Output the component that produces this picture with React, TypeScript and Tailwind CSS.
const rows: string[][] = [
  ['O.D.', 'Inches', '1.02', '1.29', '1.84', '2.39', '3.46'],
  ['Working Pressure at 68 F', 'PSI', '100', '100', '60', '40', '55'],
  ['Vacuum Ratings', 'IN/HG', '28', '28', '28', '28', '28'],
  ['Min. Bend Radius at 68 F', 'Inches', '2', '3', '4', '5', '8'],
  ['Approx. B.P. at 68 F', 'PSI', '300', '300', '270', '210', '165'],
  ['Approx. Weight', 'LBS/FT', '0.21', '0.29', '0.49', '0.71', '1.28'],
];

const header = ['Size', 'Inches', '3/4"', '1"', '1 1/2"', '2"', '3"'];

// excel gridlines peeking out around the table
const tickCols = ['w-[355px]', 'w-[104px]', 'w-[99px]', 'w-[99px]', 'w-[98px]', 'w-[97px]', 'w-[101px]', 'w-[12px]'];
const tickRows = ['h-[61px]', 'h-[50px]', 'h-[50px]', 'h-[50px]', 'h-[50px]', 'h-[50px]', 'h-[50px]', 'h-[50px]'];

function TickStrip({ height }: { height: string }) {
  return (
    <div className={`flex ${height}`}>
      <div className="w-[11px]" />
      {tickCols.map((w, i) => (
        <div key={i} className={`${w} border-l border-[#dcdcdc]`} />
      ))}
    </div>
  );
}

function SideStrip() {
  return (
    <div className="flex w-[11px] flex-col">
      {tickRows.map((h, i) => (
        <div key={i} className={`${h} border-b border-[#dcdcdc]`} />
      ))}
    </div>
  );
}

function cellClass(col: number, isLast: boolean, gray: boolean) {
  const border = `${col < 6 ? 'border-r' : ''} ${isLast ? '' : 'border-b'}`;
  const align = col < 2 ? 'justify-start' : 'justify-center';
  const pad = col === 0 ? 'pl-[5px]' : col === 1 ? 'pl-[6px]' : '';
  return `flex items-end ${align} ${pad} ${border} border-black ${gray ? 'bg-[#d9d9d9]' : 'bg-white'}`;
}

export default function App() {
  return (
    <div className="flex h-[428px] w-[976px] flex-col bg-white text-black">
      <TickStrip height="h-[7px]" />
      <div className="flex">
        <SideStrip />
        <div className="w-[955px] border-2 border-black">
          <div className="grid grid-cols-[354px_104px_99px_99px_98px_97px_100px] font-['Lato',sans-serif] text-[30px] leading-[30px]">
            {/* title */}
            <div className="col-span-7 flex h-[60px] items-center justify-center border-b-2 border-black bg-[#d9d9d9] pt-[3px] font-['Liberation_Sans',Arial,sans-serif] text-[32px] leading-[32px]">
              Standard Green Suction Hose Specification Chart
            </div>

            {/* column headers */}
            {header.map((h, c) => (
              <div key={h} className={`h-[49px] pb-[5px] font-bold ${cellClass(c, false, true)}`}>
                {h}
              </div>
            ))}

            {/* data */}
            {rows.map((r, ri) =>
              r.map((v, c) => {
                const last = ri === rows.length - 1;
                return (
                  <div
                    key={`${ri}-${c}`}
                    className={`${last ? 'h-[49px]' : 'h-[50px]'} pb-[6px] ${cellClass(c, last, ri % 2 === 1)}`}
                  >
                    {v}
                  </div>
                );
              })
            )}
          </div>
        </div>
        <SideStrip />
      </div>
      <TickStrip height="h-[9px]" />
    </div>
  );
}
________________________
Extract all of the data shown above without alteration.

▸ **TASK RESPONSE**:
Output the component that produces this picture with React, TypeScript and Tailwind CSS.
const rows: string[][] = [
  ['O.D.', 'Inches', '1.02', '1.29', '1.84', '2.39', '3.46'],
  ['Working Pressure at 68 F', 'PSI', '100', '100', '60', '40', '55'],
  ['Vacuum Ratings', 'IN/HG', '28', '28', '28', '28', '28'],
  ['Min. Bend Radius at 68 F', 'Inches', '2', '3', '4', '5', '8'],
  ['Approx. B.P. at 68 F', 'PSI', '300', '300', '270', '210', '165'],
  ['Approx. Weight', 'LBS/FT', '0.21', '0.29', '0.49', '0.71', '1.28'],
];

const header = ['Size', 'Inches', '3/4"', '1"', '1 1/2"', '2"', '3"'];

// excel gridlines peeking out around the table
const tickCols = ['w-[355px]', 'w-[104px]', 'w-[99px]', 'w-[99px]', 'w-[98px]', 'w-[97px]', 'w-[101px]', 'w-[12px]'];
const tickRows = ['h-[61px]', 'h-[50px]', 'h-[50px]', 'h-[50px]', 'h-[50px]', 'h-[50px]', 'h-[50px]', 'h-[50px]'];

function TickStrip({ height }: { height: string }) {
  return (
    <div className={`flex ${height}`}>
      <div className="w-[11px]" />
      {tickCols.map((w, i) => (
        <div key={i} className={`${w} border-l border-[#dcdcdc]`} />
      ))}
    </div>
  );
}

function SideStrip() {
  return (
    <div className="flex w-[11px] flex-col">
      {tickRows.map((h, i) => (
        <div key={i} className={`${h} border-b border-[#dcdcdc]`} />
      ))}
    </div>
  );
}

function cellClass(col: number, isLast: boolean, gray: boolean) {
  const border = `${col < 6 ? 'border-r' : ''} ${isLast ? '' : 'border-b'}`;
  const align = col < 2 ? 'justify-start' : 'justify-center';
  const pad = col === 0 ? 'pl-[5px]' : col === 1 ? 'pl-[6px]' : '';
  return `flex items-end ${align} ${pad} ${border} border-black ${gray ? 'bg-[#d9d9d9]' : 'bg-white'}`;
}

export default function App() {
  return (
    <div className="flex h-[428px] w-[976px] flex-col bg-white text-black">
      <TickStrip height="h-[7px]" />
      <div className="flex">
        <SideStrip />
        <div className="w-[955px] border-2 border-black">
          <div className="grid grid-cols-[354px_104px_99px_99px_98px_97px_100px] font-['Lato',sans-serif] text-[30px] leading-[30px]">
            {/* title */}
            <div className="col-span-7 flex h-[60px] items-center justify-center border-b-2 border-black bg-[#d9d9d9] pt-[3px] font-['Liberation_Sans',Arial,sans-serif] text-[32px] leading-[32px]">
              Standard Green Suction Hose Specification Chart
            </div>

            {/* column headers */}
            {header.map((h, c) => (
              <div key={h} className={`h-[49px] pb-[5px] font-bold ${cellClass(c, false, true)}`}>
                {h}
              </div>
            ))}

            {/* data */}
            {rows.map((r, ri) =>
              r.map((v, c) => {
                const last = ri === rows.length - 1;
                return (
                  <div
                    key={`${ri}-${c}`}
                    className={`${last ? 'h-[49px]' : 'h-[50px]'} pb-[6px] ${cellClass(c, last, ri % 2 === 1)}`}
                  >
                    {v}
                  </div>
                );
              })
            )}
          </div>
        </div>
        <SideStrip />
      </div>
      <TickStrip height="h-[9px]" />
    </div>
  );
}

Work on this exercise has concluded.